My recommendation is to use a manual VDDG with a value of 0.95 V (enough to overclock FCLK to 1800 MHz) or keep a 0.05 V gap between it and SoC. The safe limit for VDDG is up to and including 1.1 V. CLDO_VDDP. I advise you to not touch it at all, as 0.9 V is a wonderful number that allows you to train your memory at frequencies of 2133–4333 MHz. The "Memory Holes" were not found in my samples. I also did not notice a decreased appetite for DRAM voltage. Timings are clamped in the same way, without any surprises, because you can easily use configurations from the previous BIOS revisions and AGESA microcodes.
Let us now talk about 2:1 and 1:1 modes (MEMCLK : UCLK). In order to stabilize Infinity Fabric, the system automatically switches to 2:1 mode as soon as the DRAM frequency exceeds 3600 MHz, if the FCLK frequency isn't coupled with it. In other words, when RAM is overclocked above 3600 MHz, users must simultaneously increase the FCLK frequency to keep the RAM and IF synchronized, which will allow them to stay in 1:1 mode for the best performance with even higher RAM frequencies. Infinity Fabric and RAM will otherwise decouple, which happens when the FCLK frequency is left at "Auto".
It is normal for a cold boot to occur when switching between 2:1 and 1:1 mode; it will happen because the modes use either the processor clock generator or processor and motherboard clock generators (not all motherboards have an external BCLK clock, so keep that in mind). The second nuance is that "07" on the POST code display means that the FCLK limit has been reached for one reason or another and that increasing the VDDG voltage simply will not give a better result. In particular, the high voltage at VDDG_CCD will only be useful when using liquid nitrogen for extreme overclocking.
Overclocking FCLK is limited by the IO die chip bin. 1866–1900 MHz is the maximum most users can get, although there were a couple of samples that could reach 1966 MHz. With BCLK adjustments, I was able to find a critical point when the system stops booting even if I significantly increased SoC or VDDG, which was 1889 MHz for my Threadripper 3690X. I also came across a situation in which the AM4 Ryzen 3700X did not have stability at even 1866 MHz. There was a problem in games that manifested itself as screen flicker. Voltage adjustments on VDDG CCD and VDDG IOD did not change the situation.
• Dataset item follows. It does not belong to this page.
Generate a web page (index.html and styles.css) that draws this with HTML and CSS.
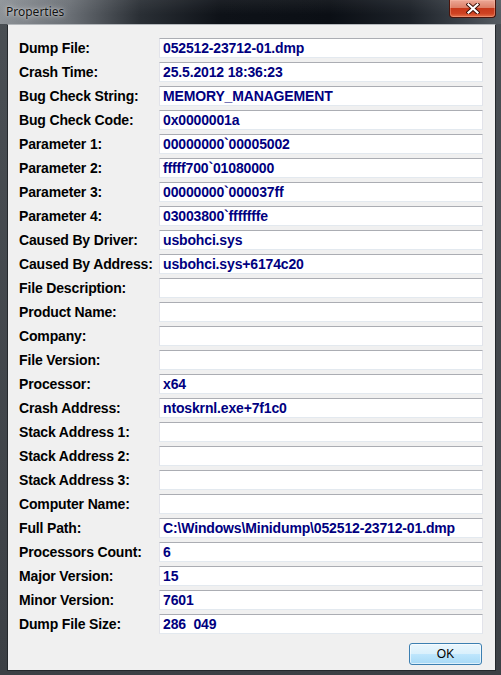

If we talk about my IOD instance, it turned out to be an excellent bin, a frequency of 3733 MHz for 8 modules was easily achieved on the ASUS ROG Zenith II Extreme at SOC 1.025 V and 0.95 V VDDG. However, at 3800 MHz, the system refused to start.
39% less latency between the farthest CCDs is another reason why you should consider overclocking/optimizing your system. By the way, note that when overclocking FCLK in the case of the AMD Ryzen Threadripper 3690X, throughput did not increase; it even had a negative impact.
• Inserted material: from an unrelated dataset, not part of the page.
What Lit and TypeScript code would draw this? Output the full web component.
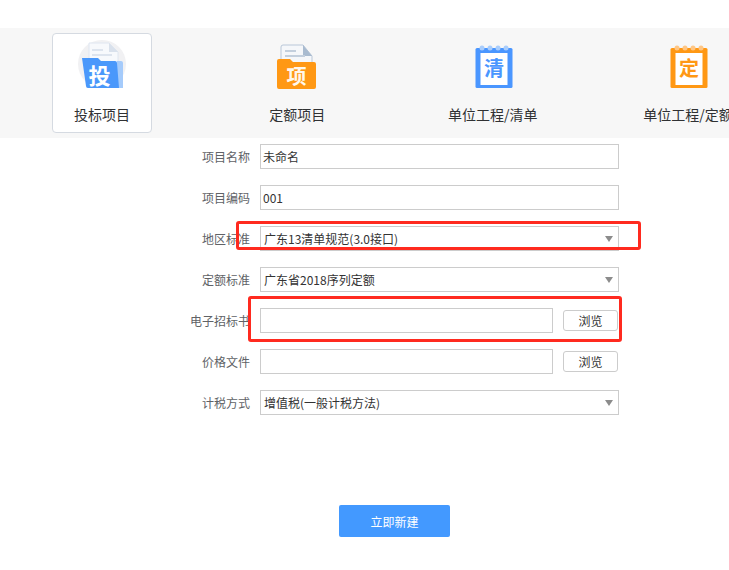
import { LitElement, html, css, svg } from "lit";
import { customElement } from "lit/decorators.js";

const FOLDER_BLUE = "#4a98fb";
const ORANGE = "#ff9814";
const BLUE = "#4a96ff";

const bidIcon = svg`
  <circle cx="25" cy="25" r="24" fill="#f1f1f3"/>
  <path d="M12 4h20l9 9v22H12z" fill="#f7f9fc" stroke="#dfe6f0"/>
  <path d="M32 4l9 9h-9z" fill="#d9e1ec"/>
  <rect x="15" y="10" width="11" height="2" fill="#dde4ee"/>
  <rect x="15" y="15" width="20" height="2" fill="#dde4ee"/>
  <path d="M40 22h4a2 2 0 0 1 2 2v25h-6z" fill="#a5cbfb"/>
  <path d="M5 19h16l3 3h14a2 2 0 0 1 2 2l2 25H11a2 2 0 0 1-2-2z" fill="${FOLDER_BLUE}"/>
  <text x="22.500" y="45" text-anchor="middle" class="glyph" font-size="22" fill="#fff">投</text>`;

const quotaIcon = svg`
  <path d="M11 6h20l9 11v10H9V8a2 2 0 0 1 2-2z" fill="#f5f7fa" stroke="#b9c7d8"/>
  <path d="M31 6l9 11h-9z" fill="#a9bbd0"/>
  <rect x="13" y="11" width="11" height="2" fill="#c3cfdd"/>
  <rect x="13" y="16" width="20" height="2" fill="#c3cfdd"/>
  <path d="M7 20h11l3 3h21a2 2 0 0 1 2 2v23a2 2 0 0 1-2 2H7a2 2 0 0 1-2-2V22a2 2 0 0 1 2-2z" fill="${ORANGE}"/>
  <text x="24.500" y="45" text-anchor="middle" class="glyph" font-size="20" fill="#fff8ec">项</text>`;

const bookIcon = (color: string, ring: string, ch: string) => svg`
  <rect x="7.500" y="9" width="37" height="40" rx="1.500" fill="${color}"/>
  ${[14, 22, 30, 38].map(
    (x) => svg`<circle cx="${x}" cy="9" r="2.500" fill="${ring}"/>`
  )}
  <rect x="12.500" y="14" width="27" height="32" fill="#fff"/>
  <text x="26" y="37" text-anchor="middle" class="glyph" font-size="20" fill="${color}">${ch}</text>`;

const items = [
  { label: "投标项目", icon: bidIcon, active: true },
  { label: "定额项目", icon: quotaIcon, active: false },
  { label: "单位工程/清单", icon: bookIcon(BLUE, "#a9cdfc", "清"), active: false },
  { label: "单位工程/定额", icon: bookIcon(ORANGE, "#ffc684", "定"), active: false },
];

type Row =
  | { label: string; kind: "text"; value: string }
  | { label: string; kind: "select"; value: string }
  | { label: string; kind: "file" };

const rows: Row[] = [
  { label: "项目名称", kind: "text", value: "未命名" },
  { label: "项目编码", kind: "text", value: "001" },
  { label: "地区标准", kind: "select", value: "广东13清单规范(3.0接口)" },
  { label: "定额标准", kind: "select", value: "广东省2018序列定额" },
  { label: "电子招标书", kind: "file" },
  { label: "价格文件", kind: "file" },
  { label: "计税方式", kind: "select", value: "增值税(一般计税方法)" },
];

@customElement("app-root")
export class AppRoot extends LitElement {
  static styles = css`
    :host {
      display: block;
      position: relative;
      width: 729px;
      height: 570px;
      overflow: hidden;
      background: #fff;
      padding-top: 28px;
      box-sizing: border-box;
      font-family: "Noto Sans CJK SC", "Liberation Sans", sans-serif;
      font-size: 12px;
      color: #333;
    }
    .band {
      display: flex;
      gap: 95.33px;
      box-sizing: border-box;
      height: 110px;
      padding: 5px 0 0 52px;
      background: #f7f7f7;
      overflow: hidden;
    }
    .item {
      flex: 0 0 100px;
      box-sizing: border-box;
      height: 100px;
      border: 1px solid transparent;
      border-radius: 4px;
      display: flex;
      flex-direction: column;
      align-items: center;
      padding-top: 5px;
    }
    .item.active {
      background: #fff;
      border-color: #d5dae1;
    }
    .item svg {
      display: block;
      flex: none;
      width: 50px;
      height: 50px;
      overflow: visible;
    }
    .glyph {
      font-weight: 700;
      font-family: "Noto Sans CJK SC", sans-serif;
    }
    .item-label {
      margin-top: 15px;
      font-size: 14px;
      line-height: 20px;
      white-space: nowrap;
      color: #303133;
    }
    form {
      display: flex;
      flex-direction: column;
      gap: 16px;
      margin: 6px 0 0 0;
    }
    .row {
      display: flex;
      align-items: center;
      height: 25px;
    }
    .label {
      flex: none;
      width: 250px;
      text-align: right;
      color: #606266;
      white-space: nowrap;
      margin-right: 10px;
    }
    .control {
      box-sizing: border-box;
      flex: none;
      height: 25px;
      width: 359px;
      border: 1px solid #ccc;
      background: #fff;
      font: inherit;
      color: #333;
      padding: 0 2px;
      outline: none;
      border-radius: 0;
      margin: 0;
    }
    .control.short {
      width: 293px;
    }
    .control.dropdown {
      display: flex;
      align-items: center;
      justify-content: space-between;
      padding: 0 5px 0 3px;
    }
    .caret {
      width: 0;
      height: 0;
      border-left: 4px solid transparent;
      border-right: 4px solid transparent;
      border-top: 6px solid #8c8c8c;
      margin-top: 1px;
    }
    .browse {
      box-sizing: border-box;
      flex: none;
      width: 55px;
      height: 21px;
      margin-left: 10px;
      padding: 0;
      border: 1px solid #ccc;
      border-radius: 3px;
      background: #fff;
      font: inherit;
      color: #333;
    }
    .actions {
      padding-left: 339px;
      margin-top: 74px;
    }
    .submit {
      display: block;
      width: 111px;
      height: 32px;
      padding: 0;
      border: 0;
      border-radius: 2px;
      background: #4399ff;
      color: #fff;
      font: inherit;
    }
    .mark {
      position: absolute;
      box-sizing: border-box;
      border: 3px solid #ff2a1f;
      border-radius: 3px;
      pointer-events: none;
    }
    .mark.region {
      left: 236px;
      top: 221px;
      width: 405px;
      height: 29px;
    }
    .mark.tender {
      left: 248px;
      top: 296px;
      width: 374px;
      height: 46px;
    }
  `;

  private renderControl(r: Row) {
    if (r.kind === "text") {
      return html`<input class="control" type="text" .value=${r.value} />`;
    }
    if (r.kind === "select") {
      return html`<div class="control dropdown"><span>${r.value}</span><i class="caret"></i></div>`;
    }
    return html`<input class="control short" type="text" /><button class="browse" type="button">浏览</button>`;
  }

  render() {
    return html`
      <div class="band">
        ${items.map(
          (it) => html`
            <div class="item ${it.active ? "active" : ""}">
              <svg viewBox="0 0 50 50">${it.icon}</svg>
              <div class="item-label">${it.label}</div>
            </div>
          `
        )}
      </div>
      <form>
        ${rows.map(
          (r) => html`
            <div class="row">
              <div class="label">${r.label}</div>
              ${this.renderControl(r)}
            </div>
          `
        )}
        <div class="actions"><button class="submit" type="button">立即新建</button></div>
      </form>
      <div class="mark region"></div>
      <div class="mark tender"></div>
    `;
  }
}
Such a phenomenon can be an indication of AMD throttling the Infinity Fabric. For example, with every 10th or 20th clock (even a series of clocks could be idle clocks), when information is not received or transmitted. It might be a way to get rid of the noise on long-range links or an artificial limitation, the removal of which will be presented as an innovation in Zen 3—higher interconnect bandwidth leading to higher processor performance. Nevertheless, at the moment, we have losses for small-block operations, which certainly affects performance.
Also, FCLK overclocking has a positive effect on L3 cache access time. A minor drawback of the Zen 2 architecture is its L3 cache, which is not a monolithic block of cache on the chiplet. CCX1 core access to the L3 CCX2 cache incurs an additional delay due to the delay in accessing Infinity Fabric. Remember that CCX1 can even access L3 in CCX8, in which case L3 cache access time is only slightly less than DRAM access time. Fortunately, in Zen 3, users will get eight cores per CCD and a monolithic L3 cache, which will certainly improve raw performance.
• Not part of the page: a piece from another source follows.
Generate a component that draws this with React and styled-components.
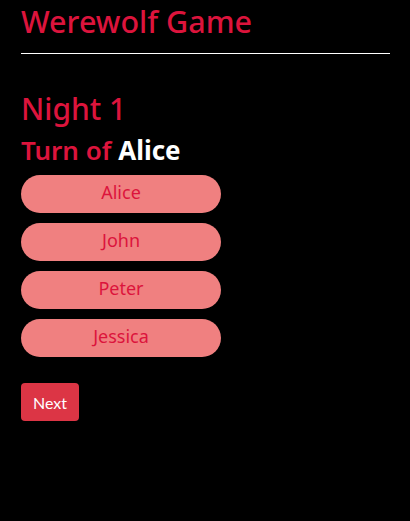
import React, { useState } from "react"
import styled, { createGlobalStyle } from "styled-components"

const GlobalStyle = createGlobalStyle`
    html, body {
        margin: 0;
        background: #000;
    }
    body {
        font-family: "Noto Sans", "Open Sans", sans-serif;
    }
`

const Page = styled.div`
    padding: 0 20px 0 21px;
    display: flex;
    flex-direction: column;
    align-items: flex-start;
`

const Title = styled.h1`
    margin: 0;
    padding-top: 1px;
    font-size: 30.5px;
    font-weight: 500;
    line-height: 40px;
    color: crimson;
`

const Rule = styled.hr`
    width: 100%;
    margin: 12px 0 0;
    border: none;
    border-top: 1px solid #fff;
`

const Night = styled.h2`
    margin: 34px 0 0;
    font-size: 30px;
    font-weight: 500;
    line-height: 42px;
    color: crimson;
`

const Turn = styled.h3`
    margin: 4px 0 9px;
    font-size: 26px;
    font-weight: 600;
    line-height: 32px;
    color: crimson;
`

const Name = styled.span`
    color: #fff;
    font-weight: 700;
`

const PlayerList = styled.div`
    display: flex;
    flex-direction: column;
    gap: 10px;
`

const Player = styled.button`
    width: 200px;
    height: 38px;
    padding: 0 0 4px;
    border: none;
    border-radius: 19px;
    background: ${(p) => (p.$picked ? "#e86b6b" : "lightcoral")};
    color: crimson;
    font-family: "Noto Sans", "Open Sans", sans-serif;
    font-size: 18px;
    cursor: pointer;
`

const NextButton = styled.button`
    margin-top: 26px;
    height: 38px;
    padding: 0 12px;
    border: none;
    border-radius: 4px;
    background: #dc3545;
    color: #fff;
    font-family: Lato, sans-serif;
    font-size: 16px;
    cursor: pointer;
`

const players = ["Alice", "John", "Peter", "Jessica"]

export default function App() {
    const [picked, setPicked] = useState(null)

    return (
        <>
            <GlobalStyle />
            <Page>
                <Title>Werewolf Game</Title>
                <Rule />
                <Night>Night 1</Night>
                <Turn>
                    Turn of <Name>Alice</Name>
                </Turn>
                <PlayerList>
                    {players.map((p) => (
                        <Player key={p} $picked={picked === p} onClick={() => setPicked(p)}>
                            {p}
                        </Player>
                    ))}
                </PlayerList>
                <NextButton>Next</NextButton>
            </Page>
        </>
    )
}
As for the reduced write bandwidth between CCD and IOD (writing 16 bytes per clock and 32 bytes per clock for reads), I did not see a significant drawback. Only applications that require very high memory write bandwidth can lose a little bit of performance. In games, write speed is not very important, so the performance drop isn't observed. In any case, the x86 core has a read/write ratio of 2:1, and many new instructions even have a 3:1 ratio.
Of course, it's interesting to measure the bandwidth of reading and writing RAM for a different number of threads. The results show that one thread does not have access to two channels at once, although this is nothing special as all Intel solutions exhibit similar behavior.
The last interesting parameter is PMU Pattern Bits, an option that can affect memory training and the stability of the system as a whole. Recommended values are 6–10, and the greater the value, the more effectively will the training system work. Accordingly, system start-up will take longer, so you'll stare at a blank screen for longer, and what about four ranks on two channels? Most of my tests didn't react at all to doubling the amount of memory and ranks; I only saw a difference with the compilation of the Unreal Engine 4 game engine, which was most likely because the pagefile was used less.